The most valuable achievement of all great design is how it invites us to become participants in the collective ritual of seeing, touching, hearing, smelling and most importantly feeling a spiritual connection with others. When we interact with successful design artifacts, we connect with other, like-minded individuals who enact similar behaviors and achieve common goals of togetherness. The soy sauce dispenser designed by Kenji Ekuan, and De La Soul’s album cover art for Three Feet High and Rising, designed by Steven Migilo are two examples of design artifacts that have had meaningful effects of bringing individuals together.

This prioritizing of community means that the best design is free from making profit the most important agenda. Successful design places far greater importance on the more trustworthy results of function, emotion, feeling connected to others, and freedom. In the case of Ekuan’s soy sauce dispenser, its sensual qualities and unfailing function calls upon the user to engage in these rituals. This then makes them emotionally present in the act of eating and socializing with all other participants, maximizing spiritual connections between all involved. Aesthetics play an important role in this cultural facilitation as the bottle’s bright red cap and sensual, curvilinear shape reminiscent of the human body call attention to itself with its un-ignorable beauty. This makes the call to use the object irresistible.

The De La Soul album cover was also an essential cultural element during the early days of hip hop. By exhibiting a counterpoint to the other more macho rap album covers of the time, it broadened the vocabulary of hip hop, inviting a new, more inclusive persona into the community.

De La Soul’s Three Feet High and Rising album cover on Tommy Boy Records designed by Steven Migilo.

Not all design is as pure as my two examples. Because design has so often been co-opted by capitalist greed, it in many ways has lost this higher purpose of connecting us.

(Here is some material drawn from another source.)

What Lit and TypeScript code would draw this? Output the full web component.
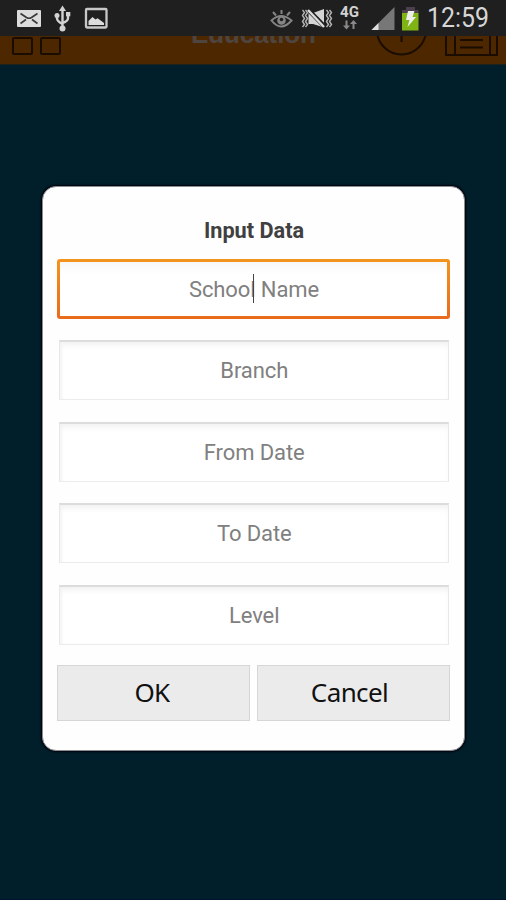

UX agendas of manipulating users by using tactics of misinformation, addiction and FOMO, all cloaked in “design thinking” have proven to have hidden motives of ignorance and racism. Darin Buzon’s illuminating article titled “Design Thinking is a Rebrand for White Supremacy” comes to mind. These failed, myopic agendas are the enemies of design as culture.

If we allow capitalism to be the primary entity that defines design, we become complicit in the exclusionary cycle that has kept the field from evolving. Instead, if we go beyond the limitations and failures of Design Thinking and it’s older sibling modernism and own our responsibility of prioritizing communities over profits, and of placing more importance on customs and behaviors of all people from all cultures, we might have a chance at engaging in the so-called empathy so evangelized by today’s design leaders. Then and only then will the design artifacts, interfaces, and experiences that we all use every day, deserve your trust.